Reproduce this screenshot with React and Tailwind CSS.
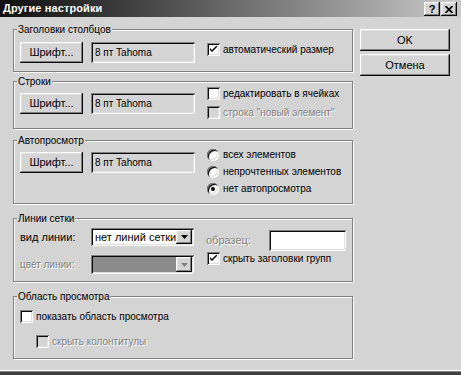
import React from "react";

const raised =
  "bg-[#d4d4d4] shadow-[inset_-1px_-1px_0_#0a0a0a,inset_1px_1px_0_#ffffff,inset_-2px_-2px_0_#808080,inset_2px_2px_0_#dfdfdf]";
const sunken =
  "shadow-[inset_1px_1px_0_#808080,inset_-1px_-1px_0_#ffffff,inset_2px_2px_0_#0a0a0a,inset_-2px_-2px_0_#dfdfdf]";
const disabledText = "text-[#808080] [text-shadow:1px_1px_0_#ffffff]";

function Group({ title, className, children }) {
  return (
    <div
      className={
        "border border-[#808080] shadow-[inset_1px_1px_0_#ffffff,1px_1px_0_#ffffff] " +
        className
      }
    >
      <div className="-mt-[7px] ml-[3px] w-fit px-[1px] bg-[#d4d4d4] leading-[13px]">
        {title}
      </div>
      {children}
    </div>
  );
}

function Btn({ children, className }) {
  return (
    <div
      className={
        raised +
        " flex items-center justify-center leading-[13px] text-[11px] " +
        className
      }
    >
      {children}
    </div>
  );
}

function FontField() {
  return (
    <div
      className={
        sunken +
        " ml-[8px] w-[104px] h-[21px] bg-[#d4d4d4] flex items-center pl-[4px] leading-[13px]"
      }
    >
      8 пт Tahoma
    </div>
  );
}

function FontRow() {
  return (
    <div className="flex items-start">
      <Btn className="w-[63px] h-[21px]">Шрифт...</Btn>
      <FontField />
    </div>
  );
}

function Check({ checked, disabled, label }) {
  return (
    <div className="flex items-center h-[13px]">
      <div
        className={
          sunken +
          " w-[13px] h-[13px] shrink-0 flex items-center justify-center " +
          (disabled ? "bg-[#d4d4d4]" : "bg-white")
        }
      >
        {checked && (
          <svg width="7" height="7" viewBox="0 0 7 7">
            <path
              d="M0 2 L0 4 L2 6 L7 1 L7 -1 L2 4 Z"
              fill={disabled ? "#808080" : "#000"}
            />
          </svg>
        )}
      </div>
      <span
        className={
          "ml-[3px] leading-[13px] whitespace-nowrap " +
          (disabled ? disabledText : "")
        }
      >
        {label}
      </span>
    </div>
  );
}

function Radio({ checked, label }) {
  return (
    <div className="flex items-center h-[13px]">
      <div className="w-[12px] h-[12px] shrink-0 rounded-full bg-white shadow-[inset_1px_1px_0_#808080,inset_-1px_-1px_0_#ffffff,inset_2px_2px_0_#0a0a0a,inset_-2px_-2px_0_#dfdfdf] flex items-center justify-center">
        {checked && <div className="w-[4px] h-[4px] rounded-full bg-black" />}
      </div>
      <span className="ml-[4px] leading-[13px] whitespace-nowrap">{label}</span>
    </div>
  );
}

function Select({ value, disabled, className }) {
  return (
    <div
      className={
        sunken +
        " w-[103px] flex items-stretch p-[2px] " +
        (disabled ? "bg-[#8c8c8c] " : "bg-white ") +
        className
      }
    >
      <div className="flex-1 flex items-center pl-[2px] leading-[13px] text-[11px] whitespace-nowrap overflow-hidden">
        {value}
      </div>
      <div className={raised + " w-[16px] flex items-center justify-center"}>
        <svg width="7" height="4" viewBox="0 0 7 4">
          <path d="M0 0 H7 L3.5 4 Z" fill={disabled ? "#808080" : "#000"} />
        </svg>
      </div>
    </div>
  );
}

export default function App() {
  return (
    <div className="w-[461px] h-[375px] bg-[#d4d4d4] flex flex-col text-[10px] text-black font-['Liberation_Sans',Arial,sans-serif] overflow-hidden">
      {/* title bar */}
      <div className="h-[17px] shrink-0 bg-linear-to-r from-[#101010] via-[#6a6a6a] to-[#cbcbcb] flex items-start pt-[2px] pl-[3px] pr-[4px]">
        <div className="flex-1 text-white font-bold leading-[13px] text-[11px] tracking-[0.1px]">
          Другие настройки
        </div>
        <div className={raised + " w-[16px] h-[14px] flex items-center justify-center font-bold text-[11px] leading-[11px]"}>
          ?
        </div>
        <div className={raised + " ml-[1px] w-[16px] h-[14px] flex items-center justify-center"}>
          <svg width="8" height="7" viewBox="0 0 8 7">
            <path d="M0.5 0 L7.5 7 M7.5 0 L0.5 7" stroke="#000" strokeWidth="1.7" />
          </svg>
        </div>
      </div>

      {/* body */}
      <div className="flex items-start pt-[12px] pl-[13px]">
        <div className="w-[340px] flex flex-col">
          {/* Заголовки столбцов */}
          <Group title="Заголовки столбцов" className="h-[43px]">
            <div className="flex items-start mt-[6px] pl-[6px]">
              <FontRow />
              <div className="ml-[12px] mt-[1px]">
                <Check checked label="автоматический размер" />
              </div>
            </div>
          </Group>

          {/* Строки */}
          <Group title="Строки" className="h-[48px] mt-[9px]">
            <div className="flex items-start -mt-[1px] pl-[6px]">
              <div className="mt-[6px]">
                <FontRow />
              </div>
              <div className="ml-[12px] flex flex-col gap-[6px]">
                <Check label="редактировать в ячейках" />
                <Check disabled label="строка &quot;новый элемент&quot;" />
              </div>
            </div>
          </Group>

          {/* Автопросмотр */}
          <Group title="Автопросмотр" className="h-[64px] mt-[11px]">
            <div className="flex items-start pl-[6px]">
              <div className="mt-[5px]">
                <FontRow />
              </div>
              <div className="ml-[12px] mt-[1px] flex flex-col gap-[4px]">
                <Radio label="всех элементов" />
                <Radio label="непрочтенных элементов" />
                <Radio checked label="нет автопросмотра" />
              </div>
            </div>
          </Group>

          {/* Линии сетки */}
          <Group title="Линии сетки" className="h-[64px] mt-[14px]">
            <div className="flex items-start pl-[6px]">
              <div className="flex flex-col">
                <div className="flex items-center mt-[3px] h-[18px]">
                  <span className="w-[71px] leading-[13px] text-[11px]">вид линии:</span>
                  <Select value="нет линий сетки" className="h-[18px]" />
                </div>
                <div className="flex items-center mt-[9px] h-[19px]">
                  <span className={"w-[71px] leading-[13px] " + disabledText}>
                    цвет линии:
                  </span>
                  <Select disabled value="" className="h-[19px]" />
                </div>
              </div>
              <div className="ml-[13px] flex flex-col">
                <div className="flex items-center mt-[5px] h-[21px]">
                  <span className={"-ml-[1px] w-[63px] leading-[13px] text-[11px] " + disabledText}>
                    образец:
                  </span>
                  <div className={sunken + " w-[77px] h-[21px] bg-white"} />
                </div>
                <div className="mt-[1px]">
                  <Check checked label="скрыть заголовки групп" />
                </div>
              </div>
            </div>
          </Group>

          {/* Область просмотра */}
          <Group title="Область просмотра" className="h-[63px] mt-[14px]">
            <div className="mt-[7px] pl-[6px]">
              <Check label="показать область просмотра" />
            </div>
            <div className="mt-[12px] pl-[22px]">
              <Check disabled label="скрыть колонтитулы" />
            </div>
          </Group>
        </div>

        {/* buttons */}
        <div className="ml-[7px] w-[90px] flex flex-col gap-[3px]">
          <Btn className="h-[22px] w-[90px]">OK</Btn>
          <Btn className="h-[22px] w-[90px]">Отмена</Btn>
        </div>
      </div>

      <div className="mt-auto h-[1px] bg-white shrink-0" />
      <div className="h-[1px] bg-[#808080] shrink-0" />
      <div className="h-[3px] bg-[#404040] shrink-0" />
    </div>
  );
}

============

■ STATED EXERCISE
Leave out the pictures and repeat exactly the lines from the start of the material through the line that contains "import React from", both included.

■ OUTPUT
Reproduce this screenshot with React and Tailwind CSS.
import React from "react";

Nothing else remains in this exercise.